Thai-Cambodia border talks:
Tension eased as troops withdraw

Tensions over an ancient Khmer temple have eased following the withdrawal of most soldiers from the ruins, AFP quoted the Thai foreign ministry spokesman as saying Tuesday as new border talks opened with Cambodia.

"The situation is moving in a positive manner. The tension is now being cooled down," Tharit Charungvat told reporters as foreign ministers from both countries began meeting in the Thai beach resort town of Hua Hin, southwest of Bangkok.

At the weekend, up to 1,000 Cambodian and Thai troops pulled back from a small patch of disputed land near Cambodia's 11th-century Preah Vihear temple, suggesting that an end to the month-long military stand-off could be near.

Twenty troops from both sides remain stationed at a small pagoda in the contentious border area, while 40 Cambodian and Thai solders remain nearby.

 
Cambodian Foreign Minister Hor Namhong and his Thai counterpart Tej Bunnag met for dinner late Monday in Hua Hin, and were expected to hold talks through the day Tuesday.

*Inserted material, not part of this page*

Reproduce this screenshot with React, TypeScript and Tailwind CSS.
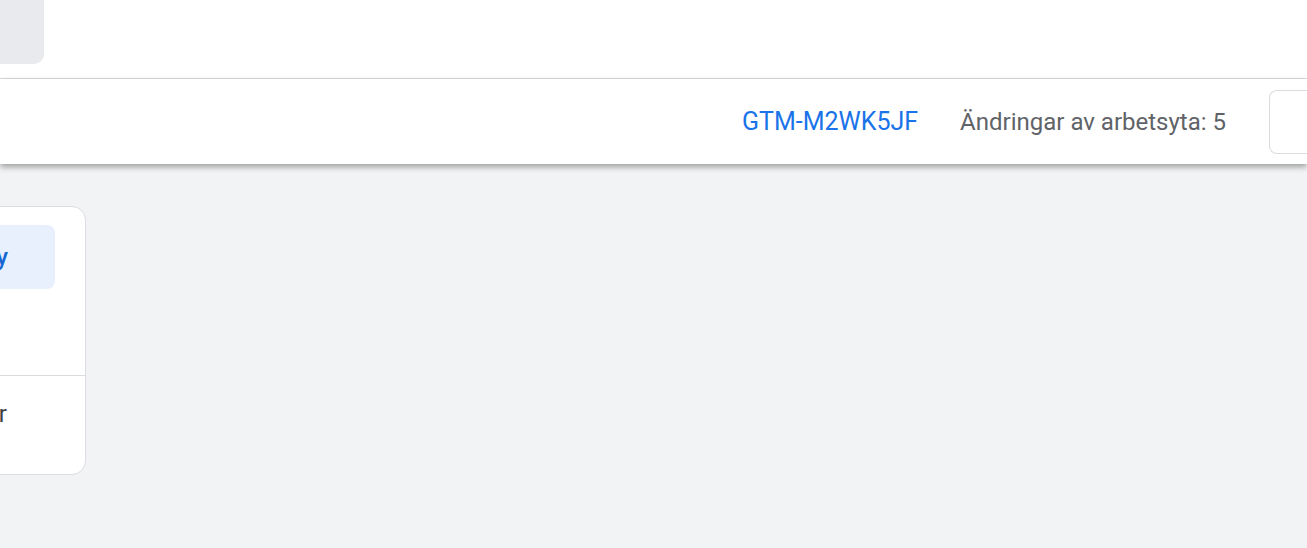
export default function App() {
  return (
    <div className="h-[548px] w-full overflow-hidden bg-[#f1f3f4] font-['Roboto',sans-serif]">
      {/* Top header strip */}
      <div className="h-[79px] border-b border-[#dadce0] bg-white">
        <div className="h-[64px] w-[44px] rounded-br-[10px] bg-[#e8eaed]" />
      </div>

      {/* Container bar */}
      <div className="relative z-10 flex h-[85px] items-center justify-end bg-white shadow-[0_3px_6px_rgba(0,0,0,0.35)]">
        <a className="text-[25px] leading-none text-[#1a73e8]">GTM-M2WK5JF</a>
        <span className="ml-[42px] text-[24px] leading-none text-[#5f6368]">Ändringar av arbetsyta: 5</span>
        <div className="ml-[43px] h-[64px] w-[38px] shrink-0 rounded-l-[8px] border border-r-0 border-[#dadce0] bg-white" />
      </div>

      {/* Side card */}
      <div className="mt-[42px] -ml-[300px] w-[386px] rounded-[14px] border border-[#dadce0] bg-white">
        <div className="px-[30px] pt-[18px] pb-[86px]">
          <div className="flex h-[64px] items-center justify-end rounded-[8px] bg-[#e8f0fe] pr-[47px]">
            <span className="text-[24px] font-medium text-[#1967d2]">Workspace Summary</span>
          </div>
        </div>
        <div className="flex h-[99px] items-start justify-end border-t border-[#dadce0] pt-[20px] pr-[78px]">
          <span className="text-[24px] text-[#3c4043]">Administratör</span>
        </div>
      </div>
    </div>
  )
}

"The situation has improved quite a lot in regards to the standoff between the militaries from both sides," Tharit said. "The tension around the area has been eased. We hope very much that the situation will go back to normal as soon as possible."

Relations between the neighbours flared up last month after Preah Vihear was awarded world heritage status by the UN cultural body UNESCO, angering nationalists in Thailand who still claim ownership of the ancient Khmer temple.

On July 15, Cambodia arrested three Thai protesters for illegally crossing the border to try to reach the temple, sparking the deployment of troops from both sides on the tiny patch of disputed land near Preah Vihear.

The International Court of Justice ruled in 1962 that the Preah Vihear temple belongs to Cambodia, but surrounding land remains in dispute.

The Cambodian-Thai border has never been fully demarcated, in part because it is littered with landmines left over from decades of war in Cambodia.